Exempted categories probably expand the list of public purposes
The five specified categories can even be read in a way so as to expand the list of public purposes defined in the Act of 2013. The most striking example of this is the attempted inclusion of private hospitals and educational institutions, etc., in the list of public purposes. The Act of 2013 specifically excluded private hospitals, private educations institutions and private hotels from the definition of public purposes for which land might be acquired. The ordinance explicitly deleted this specific exclusion in the case of private hospitals and private educational institutions. An early version of the ordinance, as reported in the press, even deleted the exclusion of private hotels; but the final ordinance avoided it, though it could be read into it as part of “social infrastructure” which was mentioned as part of the fifth exempted category in the ordinance. In the bill as passed by the Lok Sabha, the amendment in favour of private hospitals and educational institutions has been withdrawn and specific mention of social infrastructure has also been removed. But the bill retains “infrastructure projects” as one of the exempted categories without defining “infrastructure”. In the Act of 2013, “infrastructure” is defined to include all activities or items listed in a specified notification of the Government of India; that notification covers social infrastructure including educational institutions, hospitals and high-end hotels. This is the reason why the Act specifically excluded these three from its list of public purposes. From the language of the amending bill, it is not clear whether these categories of projects, which the government originally intended to include, have been excluded or not.

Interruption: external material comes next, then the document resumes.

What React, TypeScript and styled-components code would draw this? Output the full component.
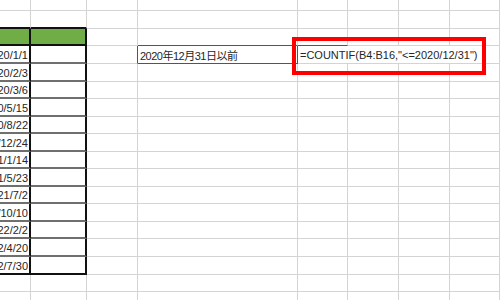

I mention all these complicated details to underline that from the changing legalistic language being used, it seems that the Government does intend to expand the scope of public purpose defined in the Act of 2013. And the manner in which the fifth exempted category has been defined perhaps implies that private hospitals, private educational institutions and private hotels have become part of the exempted categories of public purposes as part of “infrastructure”.
Whatever the merits or demerits of the proposed amendments, the Government must redraft these in a transparent manner so that the objectives and the intentions become absolutely clear and no one is unnecessarily put through a lawyerly maze. It would then be much easier to discuss and debate the pros and cons of the proposed amendments.